2009-02-12

Software for Environmental Protection

On January 16, 2009, NGO Conservation International launched Croizat, an Innovative Open-System Software to Map the Geographic Distribution of Animals and Plants

The open-source software package for the analysis of geographic distribution of animals and plants was launched by Conservation International (CI) in Brazil. This innovative technology will help the scientific community identify priority areas for environmental conservation based on geographical patterns of species.

Croizat uses a panbiogeographic approach, one of the main areas of research of biogeography, which is the study of the distribution of living creatures on our planet. Before the software was launched, there was no standard, general-purpose software for the analysis of distributional data under the panbiogeographic method, which was created by the Franco-Italian botanist Léon Croizat (1894–1982).

This picture shows the distribution of Zygodontomys rodents in northern South America represented as a track graph computed by Croizat (with satellite image background)

The idea behind panbiogeography is that biotas, or the total of animals and plants in a particular area, evolve through geography barriers. “The panbiogeographic method in which this software is based views patterns of distribution of species as a fundamental aspect of biodiversity,” says Croizat’s main developer, Mauro Cavalcanti, adding that the identification of these patterns help to single out areas that are both highly rich in species and historically important in terms of evolution and distribution of biotas.

The Croizat is based on the same analytical model of many Geographic Information Systems (GIS), but rather than concentrating on database and graphics flexibility, the Croizat is designed to perform specialist biological analyses, many of which are not available from GIS's.

For José Maria Cardoso da Silva, Conservation International’s Vice-President for South American, this technological innovation is crucial to the identification and protection of areas rich in biodiversity. “By launching the Croizat, CI intends to disseminate scientific knowledge for free and to all the researchers in the field of environmental conservation,” he said. “This is top-notch software that will contribute greatly to the planning of conservation actions.”

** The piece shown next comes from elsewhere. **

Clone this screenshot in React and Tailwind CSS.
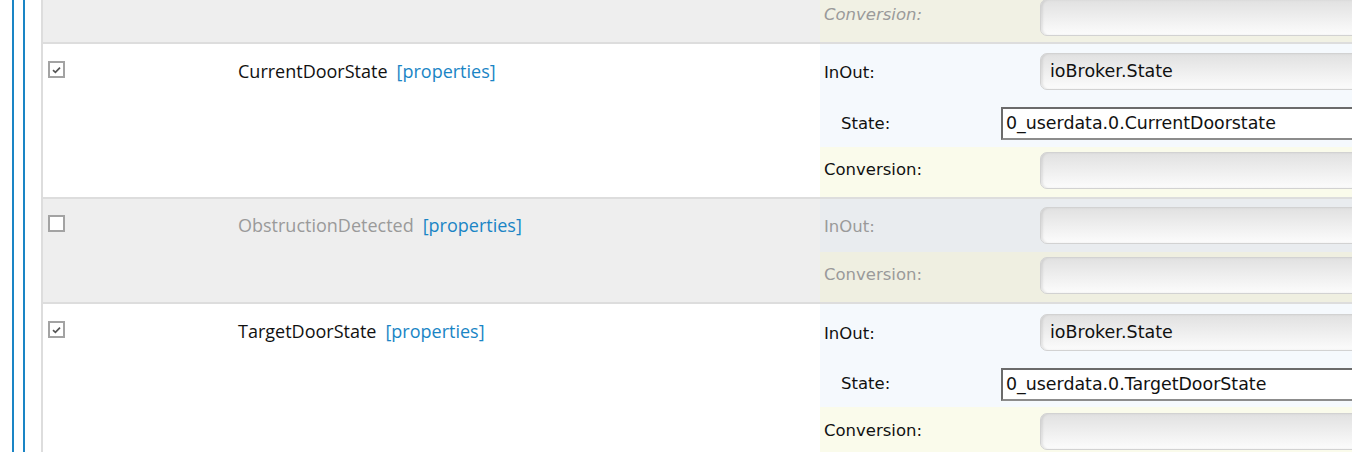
import React from "react";

const leftFont = { fontFamily: '"Open Sans", "Noto Sans", sans-serif' };
const rightFont = { fontFamily: '"DejaVu Sans", "Liberation Sans", sans-serif' };

const Checkbox = ({ checked }) => (
  <div className="w-[17px] h-[17px] border-2 border-[#a3a3a3] bg-white flex items-center justify-center shrink-0">
    {checked && (
      <svg width="9" height="8" viewBox="0 0 9 8">
        <path d="M1 4.2 L3.4 6.4 L8 1.6" fill="none" stroke="#555" strokeWidth="1.7" />
      </svg>
    )}
  </div>
);

const SelectBox = ({ value, top }) => (
  <div
    className={`${top} w-[400px] h-[37px] shrink-0 rounded-[7px] border border-[#d2d2d2] bg-linear-to-b from-[#e1e1e1] to-[#fcfcfc] shadow-[inset_2px_0_2px_rgba(0,0,0,0.08)] flex items-center pl-[9px] text-[17.5px] text-[#111]`}
  >
    {value}
  </div>
);

// label column + select field
const SubRow = ({ label, h, bg, dim, italic, lp, top, value }) => (
  <div className={`flex items-start shrink-0 ${h} ${bg}`}>
    <div
      className={`w-[216px] ml-[4px] shrink-0 whitespace-nowrap text-[16.5px] leading-[24px] ${lp} ${
        dim ? "text-[#9a9a9a]" : "text-[#111]"
      } ${italic ? "italic" : ""}`}
    >
      {label}
    </div>
    <SelectBox value={value} top={top} />
  </div>
);

const StateRow = ({ value, lp, top }) => (
  <div className="flex items-start shrink-0 h-[50px] bg-[#f5f9fd]">
    <div className={`ml-[21px] ${lp} leading-[24px] text-[16.5px] text-[#111] w-[160px] shrink-0`}>
      State:
    </div>
    <div
      className={`${top} w-[400px] h-[33px] shrink-0 border-2 border-[#8c8c8c] border-t-[#6b6b6b] border-l-[#6b6b6b] bg-white flex items-center pl-[3px] text-[17.4px] text-[#111]`}
    >
      {value}
    </div>
  </div>
);

const Characteristic = ({ name, checked, rowH, bg, textTop, children }) => (
  <div className={`flex shrink-0 ${rowH} border-b-2 border-[#dddddd] ${bg}`}>
    <div className={`w-[777px] shrink-0 flex items-start ${textTop}`} style={leftFont}>
      <div className="ml-[5px] mt-[2px]">
        <Checkbox checked={checked} />
      </div>
      <div className="ml-[173px] text-[18px] leading-[24px] whitespace-nowrap">
        <span className={checked ? "text-[#111]" : "text-[#9a9a9a]"}>{name}</span>
        <span className="ml-[9px] text-[#1a85c5]">[properties]</span>
      </div>
    </div>
    <div className="flex-1 flex flex-col overflow-hidden" style={rightFont}>
      {children}
    </div>
  </div>
);

export default function App() {
  return (
    <div className="w-full h-[452px] overflow-hidden bg-white flex">
      {/* tree lines */}
      <div className="w-[43px] shrink-0 flex h-full">
        <div className="ml-[12px] w-[2px] h-full bg-[#1a85c5]" />
        <div className="ml-[9px] w-[2px] h-full bg-[#1a85c5]" />
        <div className="ml-[16px] w-[2px] h-full bg-[#dddddd]" />
      </div>

      <div className="flex-1 flex flex-col overflow-hidden">
        {/* previous row (cut off) */}
        <div className="flex h-[44px] border-b-2 border-[#dddddd] bg-[#eeeeee] shrink-0">
          <div className="w-[777px] shrink-0" />
          <div className="flex-1 flex items-start bg-[#f1f1e4] overflow-hidden" style={rightFont}>
            <div className="ml-[4px] w-[216px] shrink-0 pt-[3px] leading-[24px] text-[16.5px] italic text-[#9a9a9a]">
              Conversion:
            </div>
            <div className="-mt-[1px] w-[400px] h-[37px] shrink-0 rounded-[7px] border border-[#d2d2d2] bg-linear-to-b from-[#e1e1e1] to-[#fcfcfc] shadow-[inset_2px_0_2px_rgba(0,0,0,0.08)]" />
          </div>
        </div>

        <Characteristic name="CurrentDoorState" checked rowH="h-[155px]" bg="bg-white" textTop="pt-[15px]">
          <SubRow label="InOut:" h="h-[53px]" bg="bg-[#f5f9fd]" lp="pt-[17px]" top="mt-[9px]" value="ioBroker.State" />
          <StateRow value="0_userdata.0.CurrentDoorstate" lp="pt-[15px]" top="mt-[10px]" />
          <SubRow label="Conversion:" h="h-[50px]" bg="bg-[#fafbeb]" lp="pt-[11px]" top="mt-[5px]" value="" />
        </Characteristic>

        <Characteristic name="ObstructionDetected" rowH="h-[105px]" bg="bg-[#eeeeee]" textTop="pt-[14px]">
          <SubRow label="InOut:" h="h-[53px]" bg="bg-[#e9ecef]" dim lp="pt-[16px]" top="mt-[8px]" value="" />
          <SubRow label="Conversion:" h="h-[50px]" bg="bg-[#efefe1]" dim lp="pt-[11px]" top="mt-[5px]" value="" />
        </Characteristic>

        <Characteristic name="TargetDoorState" checked rowH="h-[160px]" bg="bg-white" textTop="pt-[15px]">
          <SubRow label="InOut:" h="h-[53px]" bg="bg-[#f5f9fd]" lp="pt-[18px]" top="mt-[10px]" value="ioBroker.State" />
          <StateRow value="0_userdata.0.TargetDoorState" lp="pt-[15px]" top="mt-[11px]" />
          <SubRow label="Conversion:" h="h-[56px]" bg="bg-[#fafbeb]" lp="pt-[12px]" top="mt-[6px]" value="" />
        </Characteristic>
      </div>
    </div>
  );
}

The program is written in Python (www.python.org) – an interactive, object-oriented programming language – coupled with the portable, multi-platform wxPython interface management library, and other free external libraries also written in Python and C/C++ (NetworkX, PIL, NumPy, Matplotlib and its Basemap module). The Croizat is platform-independent, and should run on any PC compatible with x86 architecture, under GNU/Linux, Mac OS X, and MS-Windows.

Some key features:
  • An easy-to-use, interactive Graphical User Interface (GUI), with pulldown menus, dialog boxes, and other standard GUI controls, with almost identical interfaces on GNU/Linux, Microsoft Windows, and Apple Macintosh personal computers.
  • Data import in a variety of formats, including comma-delimited text and ESRI shapefiles.
  • Locality records are displayed as symbols (squares, circles, crosses, etc) on the map, with different symbols for each species.
  • Optional display of rivers and country boundaries.
  • Zoom in and out on areas of interest.
  • Maps can be saved as graphic files, or copied to the clipboard and pasted into other applications.